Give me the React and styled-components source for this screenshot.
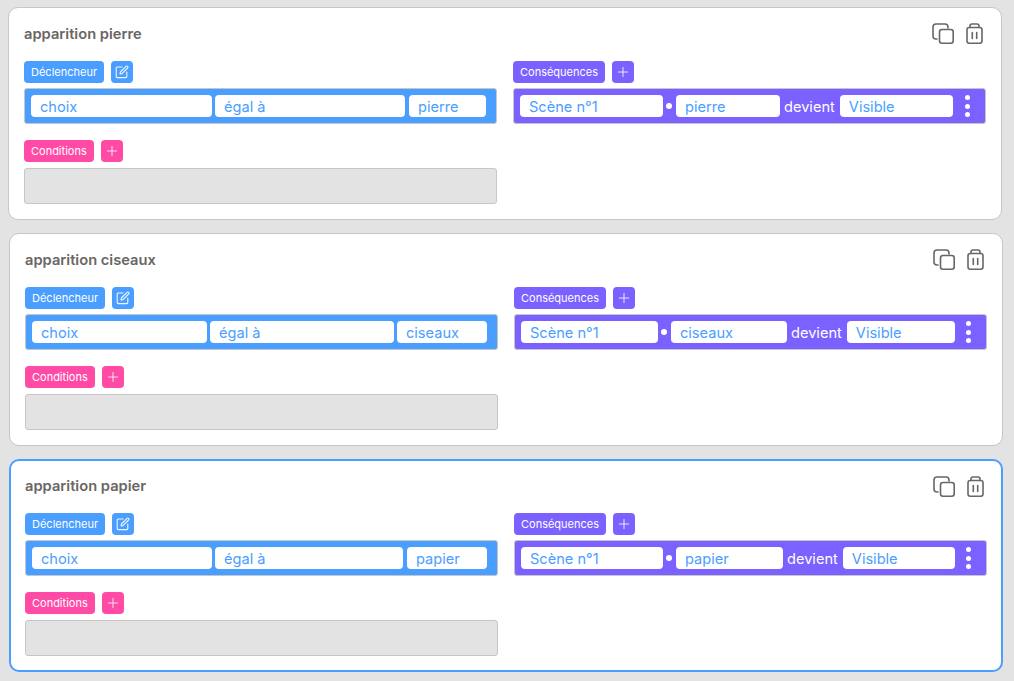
import React from 'react';
import styled, { createGlobalStyle } from 'styled-components';
import { Plus } from 'lucide-react';

const BLUE = '#4a9eff';
const PURPLE = '#7b61ff';
const PINK = '#ff4ba6';

const GlobalStyle = createGlobalStyle`
    html, body {
        margin: 0;
        height: 100%;
        background: #e3e3e3;
        font-family: "Inter", "Liberation Sans", sans-serif;
        overflow: hidden;
    }
`;

const Page = styled.div`
    display: flex;
    flex-direction: column;
    gap: 13px;
    padding-top: 7px;
`;

const Card = styled.section`
    box-sizing: border-box;
    width: 994px;
    height: 213px;
    margin-left: ${p => p.$left}px;
    background: #fff;
    border: ${p => p.$selected ? `2px solid ${BLUE}` : '1px solid #c6c6c6'};
    padding: ${p => p.$selected ? '0 14px' : '0 15px'};
    border-radius: 10px;
`;

const Header = styled.div`
    box-sizing: border-box;
    display: flex;
    align-items: center;
    justify-content: space-between;
    height: ${p => p.$selected ? 52 : 53}px;
    padding-bottom: 2px;
`;

const Title = styled.h2`
    margin: 0;
    font-size: 14.7px;
    font-weight: 600;
    color: #6a6663;
`;

const Actions = styled.div`
    display: flex;
    align-items: center;
    gap: 12px;
    margin-right: 3px;
    color: #6a6663;
`;

const Columns = styled.div`
    display: grid;
    grid-template-columns: 473px 473px;
    column-gap: 16px;
`;

const Column = styled.div`
    display: flex;
    flex-direction: column;
`;

const LabelRow = styled.div`
    display: flex;
    gap: 7px;
    margin-bottom: ${p => p.$below}px;
    margin-top: ${p => p.$top || 0}px;
`;

const Label = styled.div`
    display: flex;
    align-items: center;
    height: 22px;
    padding: 0 7px;
    border-radius: 4px;
    background: ${p => p.$color};
    color: #fff;
    font-size: 11px;
    font-weight: 400;
`;

const IconButton = styled.div`
    display: flex;
    align-items: center;
    justify-content: center;
    width: 22px;
    height: 22px;
    border-radius: 4px;
    background: ${p => p.$color};
    color: rgba(255, 255, 255, 0.9);
`;

const Bar = styled.div`
    box-sizing: border-box;
    display: flex;
    align-items: center;
    height: 36px;
    padding-left: 6px;
    border: 1px solid #c6c6c6;
    border-radius: 3px;
    background: ${p => p.$color};
`;

const Chip = styled.div`
    box-sizing: border-box;
    display: flex;
    align-items: center;
    flex: none;
    width: ${p => p.$w}px;
    height: 22px;
    margin-left: ${p => p.$before || 0}px;
    margin-right: ${p => p.$after || 0}px;
    padding: 1px 0 0 9px;
    border-radius: 4px;
    background: #fff;
    color: ${BLUE};
    font-size: 14.6px;
`;

const Dot = styled.span`
    flex: none;
    width: ${p => p.$size}px;
    height: ${p => p.$size}px;
    border-radius: 50%;
    background: #fff;
`;

const Word = styled.span`
    flex: none;
    color: #fff;
    font-size: 14.6px;
    margin: 1px 5px 0 4px;
`;

const More = styled.div`
    display: flex;
    flex-direction: column;
    gap: 3.5px;
    margin-left: auto;
    margin-right: 15px;
`;

const EmptyBox = styled.div`
    box-sizing: border-box;
    height: 36px;
    border: 1px solid #c6c6c6;
    border-radius: 3px;
    background: #e3e3e3;
`;

const CopyIcon = () => (
    <svg width="22" height="21" viewBox="0 0 22 21" fill="none" stroke="currentColor" strokeWidth="1.6" strokeLinecap="round">
        <path d="M5 16 H4 a3 3 0 0 1 -3 -3 V4 a3 3 0 0 1 3 -3 h9 a3 3 0 0 1 3 3 v1" />
        <rect x="7.5" y="6.5" width="13.7" height="13.7" rx="2.5" />
    </svg>
);

const TrashIcon = () => (
    <svg width="17" height="21" viewBox="0 0 17 21" fill="none" stroke="currentColor" strokeWidth="1.6" strokeLinecap="round">
        <rect x="1" y="4.5" width="15" height="15.7" rx="2.2" />
        <path d="M4 4.5 V3 a2 2 0 0 1 2 -2 h5 a2 2 0 0 1 2 2 v1.5" />
        <path d="M6.3 9.5 v6 M10.7 9.5 v6" />
    </svg>
);

const EditIcon = () => (
    <svg width="14" height="14" viewBox="0 0 14 14" fill="none" stroke="currentColor" strokeWidth="1.1" strokeLinecap="round" strokeLinejoin="round">
        <path d="M7 2 H2.2 a1 1 0 0 0 -1 1 v8.6 a1 1 0 0 0 1 1 h8.6 a1 1 0 0 0 1 -1 V7" />
        <path d="M5.4 7 L11 1.4 a1.1 1.1 0 0 1 1.6 1.6 L7 8.6 L5 9 Z" />
    </svg>
);

const rules = [
    {
        name: 'apparition pierre', left: 8, value: 'pierre',
        when: [181, 190, 77], gaps: [3, 4],
        then: { scene: 143, item: 104, visible: 113 },
    },
    {
        name: 'apparition ciseaux', left: 9, value: 'ciseaux',
        when: [175, 184, 90], gaps: [3, 3],
        then: { scene: 137, item: 116, visible: 108 },
    },
    {
        name: 'apparition papier', left: 9, value: 'papier', selected: true,
        when: [180, 188, 80], gaps: [3, 4],
        then: { scene: 142, item: 107, visible: 112 },
    },
];

function Rule({ rule }) {
    return (
        <Card $left={rule.left} $selected={rule.selected}>
            <Header $selected={rule.selected}>
                <Title>{rule.name}</Title>
                <Actions>
                    <CopyIcon />
                    <TrashIcon />
                </Actions>
            </Header>
            <Columns>
                <Column>
                    <LabelRow $below={5}>
                        <Label $color={BLUE}>Déclencheur</Label>
                        <IconButton $color={BLUE}><EditIcon /></IconButton>
                    </LabelRow>
                    <Bar $color={BLUE}>
                        <Chip $w={rule.when[0]} $after={rule.gaps[0]}>choix</Chip>
                        <Chip $w={rule.when[1]} $after={rule.gaps[1]}>égal à</Chip>
                        <Chip $w={rule.when[2]}>{rule.value}</Chip>
                    </Bar>
                    <LabelRow $top={16} $below={6}>
                        <Label $color={PINK}>Conditions</Label>
                        <IconButton $color={PINK}><Plus size={16} strokeWidth={1.4} /></IconButton>
                    </LabelRow>
                    <EmptyBox />
                </Column>
                <Column>
                    <LabelRow $below={5}>
                        <Label $color={PURPLE}>Conséquences</Label>
                        <IconButton $color={PURPLE}><Plus size={16} strokeWidth={1.4} /></IconButton>
                    </LabelRow>
                    <Bar $color={PURPLE}>
                        <Chip $w={rule.then.scene} $after={3}>Scène n°1</Chip>
                        <Dot $size={6} />
                        <Chip $w={rule.then.item} $before={4}>{rule.value}</Chip>
                        <Word>devient</Word>
                        <Chip $w={rule.then.visible}>Visible</Chip>
                        <More><Dot $size={5} /><Dot $size={5} /><Dot $size={5} /></More>
                    </Bar>
                </Column>
            </Columns>
        </Card>
    );
}

export default function App() {
    return (
        <Page>
            <GlobalStyle />
            {rules.map(rule => <Rule key={rule.name} rule={rule} />)}
        </Page>
    );
}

*-*-*

* [TASK TO CARRY OUT]:
Repeat the data exactly in full, omitting its pictures.

* [FINISHED EXERCISE]:
Give me the React and styled-components source for this screenshot.
import React from 'react';
import styled, { createGlobalStyle } from 'styled-components';
import { Plus } from 'lucide-react';

const BLUE = '#4a9eff';
const PURPLE = '#7b61ff';
const PINK = '#ff4ba6';

const GlobalStyle = createGlobalStyle`
    html, body {
        margin: 0;
        height: 100%;
        background: #e3e3e3;
        font-family: "Inter", "Liberation Sans", sans-serif;
        overflow: hidden;
    }
`;

const Page = styled.div`
    display: flex;
    flex-direction: column;
    gap: 13px;
    padding-top: 7px;
`;

const Card = styled.section`
    box-sizing: border-box;
    width: 994px;
    height: 213px;
    margin-left: ${p => p.$left}px;
    background: #fff;
    border: ${p => p.$selected ? `2px solid ${BLUE}` : '1px solid #c6c6c6'};
    padding: ${p => p.$selected ? '0 14px' : '0 15px'};
    border-radius: 10px;
`;

const Header = styled.div`
    box-sizing: border-box;
    display: flex;
    align-items: center;
    justify-content: space-between;
    height: ${p => p.$selected ? 52 : 53}px;
    padding-bottom: 2px;
`;

const Title = styled.h2`
    margin: 0;
    font-size: 14.7px;
    font-weight: 600;
    color: #6a6663;
`;

const Actions = styled.div`
    display: flex;
    align-items: center;
    gap: 12px;
    margin-right: 3px;
    color: #6a6663;
`;

const Columns = styled.div`
    display: grid;
    grid-template-columns: 473px 473px;
    column-gap: 16px;
`;

const Column = styled.div`
    display: flex;
    flex-direction: column;
`;

const LabelRow = styled.div`
    display: flex;
    gap: 7px;
    margin-bottom: ${p => p.$below}px;
    margin-top: ${p => p.$top || 0}px;
`;

const Label = styled.div`
    display: flex;
    align-items: center;
    height: 22px;
    padding: 0 7px;
    border-radius: 4px;
    background: ${p => p.$color};
    color: #fff;
    font-size: 11px;
    font-weight: 400;
`;

const IconButton = styled.div`
    display: flex;
    align-items: center;
    justify-content: center;
    width: 22px;
    height: 22px;
    border-radius: 4px;
    background: ${p => p.$color};
    color: rgba(255, 255, 255, 0.9);
`;

const Bar = styled.div`
    box-sizing: border-box;
    display: flex;
    align-items: center;
    height: 36px;
    padding-left: 6px;
    border: 1px solid #c6c6c6;
    border-radius: 3px;
    background: ${p => p.$color};
`;

const Chip = styled.div`
    box-sizing: border-box;
    display: flex;
    align-items: center;
    flex: none;
    width: ${p => p.$w}px;
    height: 22px;
    margin-left: ${p => p.$before || 0}px;
    margin-right: ${p => p.$after || 0}px;
    padding: 1px 0 0 9px;
    border-radius: 4px;
    background: #fff;
    color: ${BLUE};
    font-size: 14.6px;
`;

const Dot = styled.span`
    flex: none;
    width: ${p => p.$size}px;
    height: ${p => p.$size}px;
    border-radius: 50%;
    background: #fff;
`;

const Word = styled.span`
    flex: none;
    color: #fff;
    font-size: 14.6px;
    margin: 1px 5px 0 4px;
`;

const More = styled.div`
    display: flex;
    flex-direction: column;
    gap: 3.5px;
    margin-left: auto;
    margin-right: 15px;
`;

const EmptyBox = styled.div`
    box-sizing: border-box;
    height: 36px;
    border: 1px solid #c6c6c6;
    border-radius: 3px;
    background: #e3e3e3;
`;

const CopyIcon = () => (
    <svg width="22" height="21" viewBox="0 0 22 21" fill="none" stroke="currentColor" strokeWidth="1.6" strokeLinecap="round">
        <path d="M5 16 H4 a3 3 0 0 1 -3 -3 V4 a3 3 0 0 1 3 -3 h9 a3 3 0 0 1 3 3 v1" />
        <rect x="7.5" y="6.5" width="13.7" height="13.7" rx="2.5" />
    </svg>
);

const TrashIcon = () => (
    <svg width="17" height="21" viewBox="0 0 17 21" fill="none" stroke="currentColor" strokeWidth="1.6" strokeLinecap="round">
        <rect x="1" y="4.5" width="15" height="15.7" rx="2.2" />
        <path d="M4 4.5 V3 a2 2 0 0 1 2 -2 h5 a2 2 0 0 1 2 2 v1.5" />
        <path d="M6.3 9.5 v6 M10.7 9.5 v6" />
    </svg>
);

const EditIcon = () => (
    <svg width="14" height="14" viewBox="0 0 14 14" fill="none" stroke="currentColor" strokeWidth="1.1" strokeLinecap="round" strokeLinejoin="round">
        <path d="M7 2 H2.2 a1 1 0 0 0 -1 1 v8.6 a1 1 0 0 0 1 1 h8.6 a1 1 0 0 0 1 -1 V7" />
        <path d="M5.4 7 L11 1.4 a1.1 1.1 0 0 1 1.6 1.6 L7 8.6 L5 9 Z" />
    </svg>
);

const rules = [
    {
        name: 'apparition pierre', left: 8, value: 'pierre',
        when: [181, 190, 77], gaps: [3, 4],
        then: { scene: 143, item: 104, visible: 113 },
    },
    {
        name: 'apparition ciseaux', left: 9, value: 'ciseaux',
        when: [175, 184, 90], gaps: [3, 3],
        then: { scene: 137, item: 116, visible: 108 },
    },
    {
        name: 'apparition papier', left: 9, value: 'papier', selected: true,
        when: [180, 188, 80], gaps: [3, 4],
        then: { scene: 142, item: 107, visible: 112 },
    },
];

function Rule({ rule }) {
    return (
        <Card $left={rule.left} $selected={rule.selected}>
            <Header $selected={rule.selected}>
                <Title>{rule.name}</Title>
                <Actions>
                    <CopyIcon />
                    <TrashIcon />
                </Actions>
            </Header>
            <Columns>
                <Column>
                    <LabelRow $below={5}>
                        <Label $color={BLUE}>Déclencheur</Label>
                        <IconButton $color={BLUE}><EditIcon /></IconButton>
                    </LabelRow>
                    <Bar $color={BLUE}>
                        <Chip $w={rule.when[0]} $after={rule.gaps[0]}>choix</Chip>
                        <Chip $w={rule.when[1]} $after={rule.gaps[1]}>égal à</Chip>
                        <Chip $w={rule.when[2]}>{rule.value}</Chip>
                    </Bar>
                    <LabelRow $top={16} $below={6}>
                        <Label $color={PINK}>Conditions</Label>
                        <IconButton $color={PINK}><Plus size={16} strokeWidth={1.4} /></IconButton>
                    </LabelRow>
                    <EmptyBox />
                </Column>
                <Column>
                    <LabelRow $below={5}>
                        <Label $color={PURPLE}>Conséquences</Label>
                        <IconButton $color={PURPLE}><Plus size={16} strokeWidth={1.4} /></IconButton>
                    </LabelRow>
                    <Bar $color={PURPLE}>
                        <Chip $w={rule.then.scene} $after={3}>Scène n°1</Chip>
                        <Dot $size={6} />
                        <Chip $w={rule.then.item} $before={4}>{rule.value}</Chip>
                        <Word>devient</Word>
                        <Chip $w={rule.then.visible}>Visible</Chip>
                        <More><Dot $size={5} /><Dot $size={5} /><Dot $size={5} /></More>
                    </Bar>
                </Column>
            </Columns>
        </Card>
    );
}

export default function App() {
    return (
        <Page>
            <GlobalStyle />
            {rules.map(rule => <Rule key={rule.name} rule={rule} />)}
        </Page>
    );
}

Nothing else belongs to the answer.